É compreensível que, de uns tempos para cá, a obsessão com o capitalismo tenha arrefecido. São poucos os fósseis que ainda se animam em atribuir a "ele" a culpa por todos os males e infortúnios do mundo.
O problema, contudo, é que agora o mesmo espaço conceitual que costumava ser ocupado pelas "contradições do capitalismo" parece ter encontrado um novo par de inquilinos –o liberalismo e seu neto caçula, o neoliberalismo.
Do que ainda não foram acusados, no Brasil, estes verdadeiros monstros doutrinários do nosso tempo? Para uns, eles fazem parte de uma sórdida conspiração internacional, sediada em Washington, para manter os países pobres na pobreza e os ricos no poder. Para outros, trata-se de "uma ofensiva da direita" que "retrata o consumo popular como inimigo dos interesses nacionais".

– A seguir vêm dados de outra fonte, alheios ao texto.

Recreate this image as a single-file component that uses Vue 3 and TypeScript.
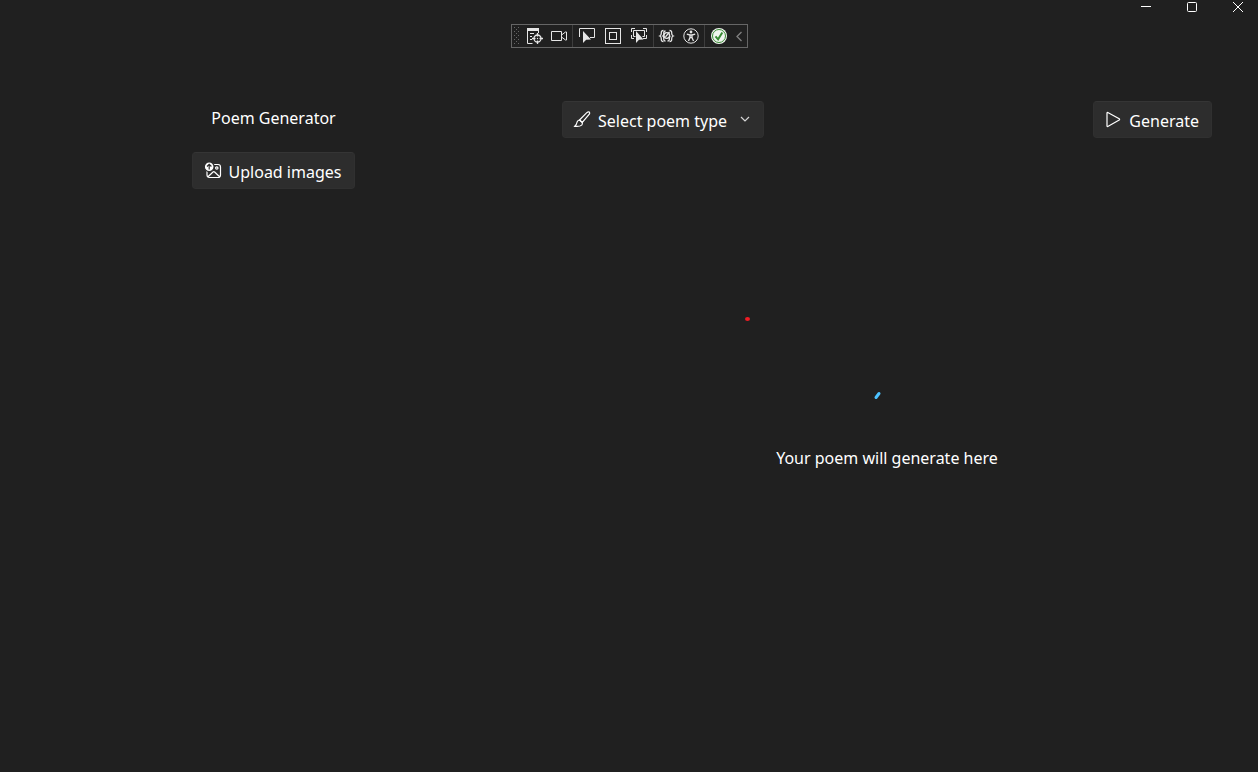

Um sociólogo do Cebrap acusa o neoliberalismo pela prática da eugenia na China. Sarney vem a público anunciar, em tom de descoberta, a "falência do liberalismo".
Um escritor da velha esquerda carioca fica indignado com a análise de Roberto Campos sobre os limites da campanha de Betinho e abre fogo contra o que imagina ser a "mão invisível" de Adam Smith. A CNBB lança uma cartilha eleitoral alertando para a terrível ameaça representada por esse inimigo da "democracia popular", que é o neoliberalismo...

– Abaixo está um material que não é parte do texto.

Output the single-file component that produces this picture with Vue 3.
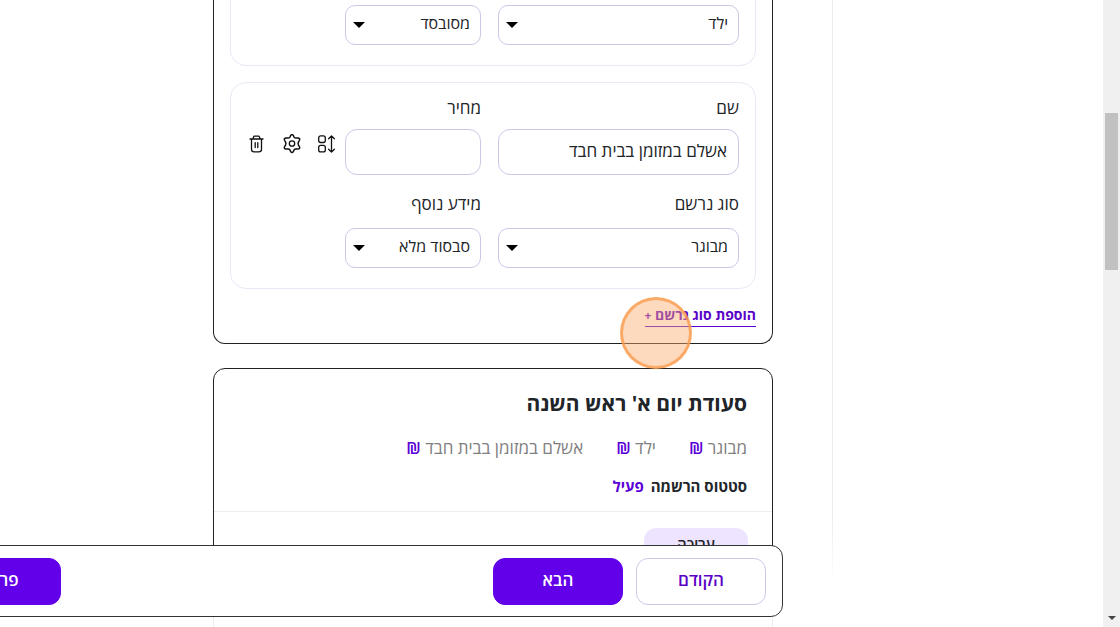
<script setup>
import { ref } from 'vue'

const previous = ref({ type: 'ילד', extra: 'מסובסד' })
const registrant = ref({ name: 'אשלם במזומן בבית חבד', price: '', type: 'מבוגר', extra: 'סבסוד מלא' })
const types = ['מבוגר', 'ילד']
const extras = ['מסובסד', 'סבסוד מלא']
const prices = ['מבוגר', 'ילד', 'אשלם במזומן בבית חבד']
</script>

<template>
  <div class="window">
    <div class="page" dir="rtl">
      <aside class="side"></aside>
      <main class="content">
        <section class="card types">
          <div class="panel panel-cut">
            <div class="fields">
              <div class="picker">
                <select v-model="previous.type" aria-label="סוג נרשם">
                  <option v-for="t in types" :key="t">{{ t }}</option>
                </select>
              </div>
              <div class="picker">
                <select v-model="previous.extra" aria-label="מידע נוסף">
                  <option v-for="e in extras" :key="e">{{ e }}</option>
                </select>
              </div>
            </div>
          </div>

          <div class="panel">
            <div class="fields">
              <div class="field">
                <label for="name">שם</label>
                <input id="name" v-model="registrant.name" type="text" />
              </div>
              <div class="field">
                <label for="price">מחיר</label>
                <input id="price" v-model="registrant.price" type="text" />
              </div>
              <div class="tools">
                <button type="button" aria-label="שינוי סדר">
                  <svg width="20" height="20" viewBox="0 0 20 20">
                    <rect x="1.7" y="1.9" width="6.6" height="6.6" rx="2" />
                    <rect x="1.7" y="11.3" width="6.6" height="6.6" rx="2" />
                    <path d="M14.5 2v16M11.6 4.8l2.9-2.9 2.9 2.9M11.6 15.2l2.9 2.9 2.9-2.9" />
                  </svg>
                </button>
                <button type="button" aria-label="הגדרות">
                  <svg width="20" height="20" viewBox="0 0 20 20">
                    <circle cx="10" cy="9.500" r="2.700" />
                    <path class="bold" transform="translate(0 -.5)" d="M8.6 2.2Q10 -.2 11.4 2.2L12.1 3.6Q12.8 4.6 14 4.5L15.8 4.4Q18.500 4.600 17.300 7L16.400 8.700Q15.800 10 16.400 11.300L17.300 13Q18.500 15.400 15.800 15.600L14 15.500Q12.800 15.400 12.100 16.400L11.400 17.800Q10 20.200 8.600 17.800L7.900 16.400Q7.200 15.400 6 15.500L4.200 15.600Q1.500 15.400 2.700 13L3.600 11.300Q4.200 10 3.600 8.700L2.700 7Q1.500 4.600 4.200 4.400L6 4.500Q7.200 4.600 7.900 3.600Z" />
                  </svg>
                </button>
                <button type="button" aria-label="מחיקה">
                  <svg width="20" height="20" viewBox="0 0 20 20">
                    <path d="M3 5h13M6 4.800 6.500 3Q6.700 2.200 7.500 2.200h4Q12.300 2.200 12.500 3l.5 1.800M4.500 5v10.200q0 2.600 2.600 2.600h4.800q2.600 0 2.600-2.600V5M8.200 8.600v5M10.800 8.600v5" />
                  </svg>
                </button>
              </div>
            </div>
            <div class="fields second">
              <div class="field">
                <label for="type">סוג נרשם</label>
                <div class="picker">
                  <select id="type" v-model="registrant.type">
                    <option v-for="t in types" :key="t">{{ t }}</option>
                  </select>
                </div>
              </div>
              <div class="field">
                <label for="extra">מידע נוסף</label>
                <div class="picker">
                  <select id="extra" v-model="registrant.extra">
                    <option v-for="e in extras" :key="e">{{ e }}</option>
                  </select>
                </div>
              </div>
            </div>
          </div>

          <div class="add">
            <a href="#">הוספת סוג נרשם <span class="plus">+</span></a>
            <span class="click-mark"></span>
          </div>
        </section>

        <section class="card event">
          <header>
            <h2>סעודת יום א' ראש השנה</h2>
            <ul>
              <li v-for="p in prices" :key="p">{{ p }} <b>₪</b></li>
            </ul>
            <p class="status">סטטוס הרשמה <a href="#">פעיל</a></p>
          </header>
          <div class="actions">
            <button type="button">עריכה</button>
          </div>
        </section>
        <section class="next"></section>
      </main>

      <footer class="steps">
        <button type="button" class="back">הקודם</button>
        <button type="button" class="forward">הבא</button>
        <button type="button" class="forward publish">פרסום</button>
      </footer>
    </div>
    <div class="scrollbar">
      <span class="thumb"></span>
      <span class="down"></span>
    </div>
  </div>
</template>

<style>
body {
  margin: 0;
  background: #fff;
}
</style>

<style scoped>
.window {
  display: grid;
  grid-template-columns: minmax(0, 1fr) 17px;
  height: 100vh;
  overflow: hidden;
  font-family: "Open Sans", "Liberation Sans", sans-serif;
  font-size: 17px;
  color: #212529;
}
.window * {
  box-sizing: border-box;
}
button, input, select {
  font: inherit;
  color: inherit;
}
.page {
  position: relative;
  display: flex;
  min-width: 0;
  min-height: 0;
  overflow: hidden;
}
.side {
  flex: 0 0 271px;
  height: 584px;
  border-left: 1px solid;
  border-image: linear-gradient(#ebebf0 88%, #fff) 1;
}
.content {
  flex: 1;
  padding-right: 59px;
  padding-left: 213px;
}
.card {
  border: 1px solid #222;
  border-radius: 12px;
}
.types {
  display: flex;
  flex-direction: column;
  gap: 16px;
  padding: 0 16px 16px;
  border-top: 0;
  border-radius: 0 0 12px 12px;
}
.panel {
  padding: 13px 16px 20px;
  border: 1px solid #ebe8f5;
  border-radius: 16px;
}
.panel-cut {
  padding-top: 5px;
  border-top: 0;
  border-radius: 0 0 16px 16px;
}
.fields {
  display: grid;
  grid-template-columns: minmax(0, 241fr) minmax(0, 136fr) minmax(0, 81fr);
  column-gap: 17px;
}
.second {
  margin-top: 17px;
}
.field {
  display: flex;
  flex-direction: column;
}
label {
  height: 24px;
  line-height: 24px;
  margin-bottom: 9px;
}
.second label {
  margin-bottom: 12px;
}
input {
  width: 100%;
  height: 46px;
  padding: 0 11px 4px;
  border: 1px solid #cfc6e6;
  border-radius: 12px;
  background: #fff;
  outline: 0;
}
.picker {
  position: relative;
}
.picker::after {
  content: "";
  position: absolute;
  left: 8px;
  top: 17px;
  border: 6px solid transparent;
  border-top-color: #000;
  border-bottom: 0;
  pointer-events: none;
}
select {
  display: block;
  width: 100%;
  height: 40px;
  padding: 0 10px 5px;
  border: 1px solid #cfc6e6;
  border-radius: 10px;
  background: #fff;
  appearance: none;
  font-size: 16px;
}
.tools {
  display: flex;
  justify-content: space-between;
  padding-top: 38px;
  margin-right: -9px;
}
.tools button {
  width: 20px;
  height: 20px;
  padding: 0;
  border: 0;
  background: none;
}
.tools svg {
  display: block;
  fill: none;
  stroke: #111;
  stroke-width: 1.3;
  stroke-linecap: round;
  stroke-linejoin: round;
}
.tools .bold {
  stroke-width: 1.5;
}
.add {
  position: relative;
  line-height: 20px;
}
.add a {
  display: inline-block;
  border-bottom: 1px solid #5a00d6;
  color: #5a00c8;
  font-size: 14px;
  font-weight: 700;
  text-decoration: none;
  vertical-align: top;
}
.plus {
  font-size: 12px;
}
.click-mark {
  position: absolute;
  top: -8px;
  right: 64px;
  width: 72px;
  height: 72px;
  border: 3px solid rgba(251, 153, 74, 0.75);
  border-radius: 50%;
  background: rgba(250, 170, 110, 0.45);
  z-index: 1;
}
.event {
  margin-top: 24px;
}
.event header {
  padding: 17px 25px 13px;
  border-bottom: 1px solid #ededf2;
}
h2 {
  margin: 0;
  font-size: 21px;
  line-height: 34px;
  font-weight: 700;
}
ul {
  display: flex;
  gap: 33px;
  margin: 15px 0 0;
  padding: 0;
  list-style: none;
  color: #808080;
  line-height: 26px;
}
li b {
  color: #5a00d6;
  font-weight: 600;
}
.status {
  margin: 13px 0 0;
  font-size: 15px;
  font-weight: 700;
  line-height: 24px;
}
.status a {
  margin-right: 3px;
  color: #5a00d6;
  text-decoration: none;
}
.actions {
  padding: 16px 24px 20px;
}
.actions button {
  width: 104px;
  height: 32px;
  padding: 0;
  border: 0;
  border-radius: 12px;
  background: #eee4ff;
  font-size: 15px;
  font-weight: 600;
}
.next {
  height: 60px;
  border: 1px solid #ebebf0;
  border-top: 0;
}
.steps {
  position: absolute;
  bottom: 10px;
  right: 320px;
  left: -140px;
  display: flex;
  gap: 13px;
  padding: 12px 16px 11px;
  border: 1px solid #333;
  border-radius: 12px;
  background: #fff;
  z-index: 2;
}
.steps button {
  width: 130px;
  height: 47px;
  padding: 0 0 4px;
  border: 1px solid #cfc6e6;
  border-radius: 12px;
  background: #fff;
  color: #5a00c8;
  font-weight: 600;
}
.steps .forward {
  border-color: #6200ea;
  background: #6200ea;
  color: #fff;
}
.steps .publish {
  margin-right: auto;
  margin-left: 54px;
}
.scrollbar {
  position: relative;
  background: #f0f0f0;
}
.thumb {
  position: absolute;
  top: 18%;
  left: 2px;
  right: 2px;
  height: 25%;
  background: #c1c1c1;
}
.down {
  position: absolute;
  bottom: 7px;
  left: 5px;
  border: 4px solid transparent;
  border-top-color: #444;
  border-bottom: 0;
}
</style>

Má-fé, ignorância, falta de assunto ou entropia da informação? Provavelmente uma mistura, em doses variáveis, de todos eles. No fundo, o que esta amostra e tantos outros equívocos do gênero revelam é tão-somente o mais pavoroso malentendido acerca do que venha a ser o objeto de sua crítica.
A julgar pelo que a esquerda brasileira vem escrevendo sobre o tema, a conclusão melancólica é que o diagnóstico feito por Paul Baran nos anos 60 não perdeu a atualidade. Como dizia o expoente da "nova esquerda" norte-americana: "O drama dos países subdesenvolvidos é que neles até o pensamento de esquerda é subdesenvolvido".
EDUARDO GIANNETTI DA FONSECA, 37, é professor da Faculdade de Economia da USP e autor de "Beliefs in Action" (Cambridge University Press) e "Vícios Privados, Benefícios Públicos?" (Companhia das Letras).